Requirements: Reproduce the listing word for word. Skip any image.

= = = =

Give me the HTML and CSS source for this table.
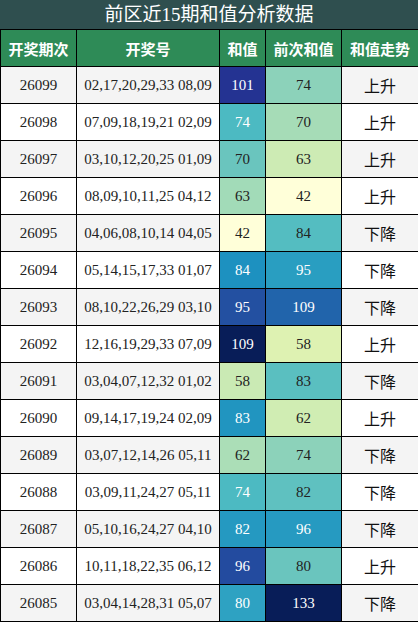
FILE: index.html
```html
<!DOCTYPE html>
<html lang="zh">
<head>
  <meta charset="utf-8">
  <title>前区近15期和值分析数据</title>
  <link rel="stylesheet" href="styles.css">
</head>
<body>
  <div class="panel">
    <div class="title">前区近15期和值分析数据</div>
    <table class="sumTable">
      <colgroup>
        <col class="cIssue"><col class="cNums"><col class="cSum"><col class="cPrev"><col class="cTrend">
      </colgroup>
      <thead>
        <tr><th>开奖期次</th><th>开奖号</th><th>和值</th><th>前次和值</th><th>和值走势</th></tr>
      </thead>
      <tbody>
        <tr><td>26099</td><td>02,17,20,29,33 08,09</td><td class="light" style="background:#243392">101</td><td style="background:#8cd2ba">74</td><td class="trend">上升</td></tr>
        <tr><td>26098</td><td>07,09,18,19,21 02,09</td><td class="light" style="background:#4cbac2">74</td><td style="background:#a6dcb7">70</td><td class="trend">上升</td></tr>
        <tr><td>26097</td><td>03,10,12,20,25 01,09</td><td style="background:#6ac5be">70</td><td style="background:#cdebb4">63</td><td class="trend">上升</td></tr>
        <tr><td>26096</td><td>08,09,10,11,25 04,12</td><td style="background:#a2dbb8">63</td><td style="background:#ffffd9">42</td><td class="trend">上升</td></tr>
        <tr><td>26095</td><td>04,06,08,10,14 04,05</td><td style="background:#ffffd9">42</td><td style="background:#54bdc1">84</td><td class="trend">下降</td></tr>
        <tr><td>26094</td><td>05,14,15,17,33 01,07</td><td class="light" style="background:#1d91c0">84</td><td class="light" style="background:#299ec1">95</td><td class="trend">下降</td></tr>
        <tr><td>26093</td><td>08,10,22,26,29 03,10</td><td class="light" style="background:#2350a1">95</td><td class="light" style="background:#2164ab">109</td><td class="trend">下降</td></tr>
        <tr><td>26092</td><td>12,16,19,29,33 07,09</td><td class="light" style="background:#081d58">109</td><td style="background:#def2b2">58</td><td class="trend">上升</td></tr>
        <tr><td>26091</td><td>03,04,07,12,32 01,02</td><td style="background:#caeab4">58</td><td style="background:#5abfc0">83</td><td class="trend">下降</td></tr>
        <tr><td>26090</td><td>09,14,17,19,24 02,09</td><td class="light" style="background:#2195c0">83</td><td style="background:#d0edb3">62</td><td class="trend">上升</td></tr>
        <tr><td>26089</td><td>03,07,12,14,26 05,11</td><td style="background:#abdeb7">62</td><td style="background:#8cd2ba">74</td><td class="trend">下降</td></tr>
        <tr><td>26088</td><td>03,09,11,24,27 05,11</td><td class="light" style="background:#4cbac2">74</td><td style="background:#5fc1c0">82</td><td class="trend">下降</td></tr>
        <tr><td>26087</td><td>05,10,16,24,27 04,10</td><td class="light" style="background:#2599c1">82</td><td class="light" style="background:#269ac1">96</td><td class="trend">下降</td></tr>
        <tr><td>26086</td><td>10,11,18,22,35 06,12</td><td class="light" style="background:#234b9f">96</td><td style="background:#6ac5be">80</td><td class="trend">上升</td></tr>
        <tr><td>26085</td><td>03,04,14,28,31 05,07</td><td class="light" style="background:#2ea2c2">80</td><td class="light" style="background:#081d58">133</td><td class="trend">下降</td></tr>
      </tbody>
    </table>
  </div>
</body>
</html>
```

FILE: styles.css
```css
body{
  margin: 0;
  background-color: #ffffff;
}
.panel{
  width: 418px;
}
.title{
  height: 29px;
  line-height: 29px;
  background-color: #2f4f4f;
  color: #ffffff;
  text-align: center;
  font-family: "Liberation Serif", "Noto Sans CJK SC", serif;
  font-size: 19px;
}
.sumTable{
  width: 418px;
  border-collapse: collapse;
  table-layout: fixed;
  font-family: "Liberation Serif", "Noto Sans CJK SC", serif;
  font-size: 15px;
  color: #222222;
}
.cIssue{ width: 76px; }
.cNums{ width: 143px; }
.cSum{ width: 46px; }
.cPrev{ width: 76px; }
.cTrend{ width: 77px; }
.sumTable th, .sumTable td{
  border: 1px solid #000000;
  padding: 0;
  text-align: center;
  white-space: nowrap;
}
.sumTable th{
  height: 36px;
  background-color: #2e8b57;
  color: #ffffff;
  font-family: "Noto Sans CJK SC", sans-serif;
  font-size: 15px;
  font-weight: bold;
}
.sumTable td{
  height: 36px;
}
.sumTable tbody tr:nth-child(odd){
  background-color: #f4f4f4;
}
.sumTable tbody tr:nth-child(even){
  background-color: #ffffff;
}
.sumTable td.light{
  color: #ffffff;
}
.sumTable td.trend{
  font-family: "Noto Sans CJK SC", sans-serif;
  font-size: 16px;
  color: #111111;
}
```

= = = =

Complete answer:
Give me the HTML and CSS source for this table.
FILE: index.html
```html
<!DOCTYPE html>
<html lang="zh">
<head>
  <meta charset="utf-8">
  <title>前区近15期和值分析数据</title>
  <link rel="stylesheet" href="styles.css">
</head>
<body>
  <div class="panel">
    <div class="title">前区近15期和值分析数据</div>
    <table class="sumTable">
      <colgroup>
        <col class="cIssue"><col class="cNums"><col class="cSum"><col class="cPrev"><col class="cTrend">
      </colgroup>
      <thead>
        <tr><th>开奖期次</th><th>开奖号</th><th>和值</th><th>前次和值</th><th>和值走势</th></tr>
      </thead>
      <tbody>
        <tr><td>26099</td><td>02,17,20,29,33 08,09</td><td class="light" style="background:#243392">101</td><td style="background:#8cd2ba">74</td><td class="trend">上升</td></tr>
        <tr><td>26098</td><td>07,09,18,19,21 02,09</td><td class="light" style="background:#4cbac2">74</td><td style="background:#a6dcb7">70</td><td class="trend">上升</td></tr>
        <tr><td>26097</td><td>03,10,12,20,25 01,09</td><td style="background:#6ac5be">70</td><td style="background:#cdebb4">63</td><td class="trend">上升</td></tr>
        <tr><td>26096</td><td>08,09,10,11,25 04,12</td><td style="background:#a2dbb8">63</td><td style="background:#ffffd9">42</td><td class="trend">上升</td></tr>
        <tr><td>26095</td><td>04,06,08,10,14 04,05</td><td style="background:#ffffd9">42</td><td style="background:#54bdc1">84</td><td class="trend">下降</td></tr>
        <tr><td>26094</td><td>05,14,15,17,33 01,07</td><td class="light" style="background:#1d91c0">84</td><td class="light" style="background:#299ec1">95</td><td class="trend">下降</td></tr>
        <tr><td>26093</td><td>08,10,22,26,29 03,10</td><td class="light" style="background:#2350a1">95</td><td class="light" style="background:#2164ab">109</td><td class="trend">下降</td></tr>
        <tr><td>26092</td><td>12,16,19,29,33 07,09</td><td class="light" style="background:#081d58">109</td><td style="background:#def2b2">58</td><td class="trend">上升</td></tr>
        <tr><td>26091</td><td>03,04,07,12,32 01,02</td><td style="background:#caeab4">58</td><td style="background:#5abfc0">83</td><td class="trend">下降</td></tr>
        <tr><td>26090</td><td>09,14,17,19,24 02,09</td><td class="light" style="background:#2195c0">83</td><td style="background:#d0edb3">62</td><td class="trend">上升</td></tr>
        <tr><td>26089</td><td>03,07,12,14,26 05,11</td><td style="background:#abdeb7">62</td><td style="background:#8cd2ba">74</td><td class="trend">下降</td></tr>
        <tr><td>26088</td><td>03,09,11,24,27 05,11</td><td class="light" style="background:#4cbac2">74</td><td style="background:#5fc1c0">82</td><td class="trend">下降</td></tr>
        <tr><td>26087</td><td>05,10,16,24,27 04,10</td><td class="light" style="background:#2599c1">82</td><td class="light" style="background:#269ac1">96</td><td class="trend">下降</td></tr>
        <tr><td>26086</td><td>10,11,18,22,35 06,12</td><td class="light" style="background:#234b9f">96</td><td style="background:#6ac5be">80</td><td class="trend">上升</td></tr>
        <tr><td>26085</td><td>03,04,14,28,31 05,07</td><td class="light" style="background:#2ea2c2">80</td><td class="light" style="background:#081d58">133</td><td class="trend">下降</td></tr>
      </tbody>
    </table>
  </div>
</body>
</html>
```

FILE: styles.css
```css
body{
  margin: 0;
  background-color: #ffffff;
}
.panel{
  width: 418px;
}
.title{
  height: 29px;
  line-height: 29px;
  background-color: #2f4f4f;
  color: #ffffff;
  text-align: center;
  font-family: "Liberation Serif", "Noto Sans CJK SC", serif;
  font-size: 19px;
}
.sumTable{
  width: 418px;
  border-collapse: collapse;
  table-layout: fixed;
  font-family: "Liberation Serif", "Noto Sans CJK SC", serif;
  font-size: 15px;
  color: #222222;
}
.cIssue{ width: 76px; }
.cNums{ width: 143px; }
.cSum{ width: 46px; }
.cPrev{ width: 76px; }
.cTrend{ width: 77px; }
.sumTable th, .sumTable td{
  border: 1px solid #000000;
  padding: 0;
  text-align: center;
  white-space: nowrap;
}
.sumTable th{
  height: 36px;
  background-color: #2e8b57;
  color: #ffffff;
  font-family: "Noto Sans CJK SC", sans-serif;
  font-size: 15px;
  font-weight: bold;
}
.sumTable td{
  height: 36px;
}
.sumTable tbody tr:nth-child(odd){
  background-color: #f4f4f4;
}
.sumTable tbody tr:nth-child(even){
  background-color: #ffffff;
}
.sumTable td.light{
  color: #ffffff;
}
.sumTable td.trend{
  font-family: "Noto Sans CJK SC", sans-serif;
  font-size: 16px;
  color: #111111;
}
```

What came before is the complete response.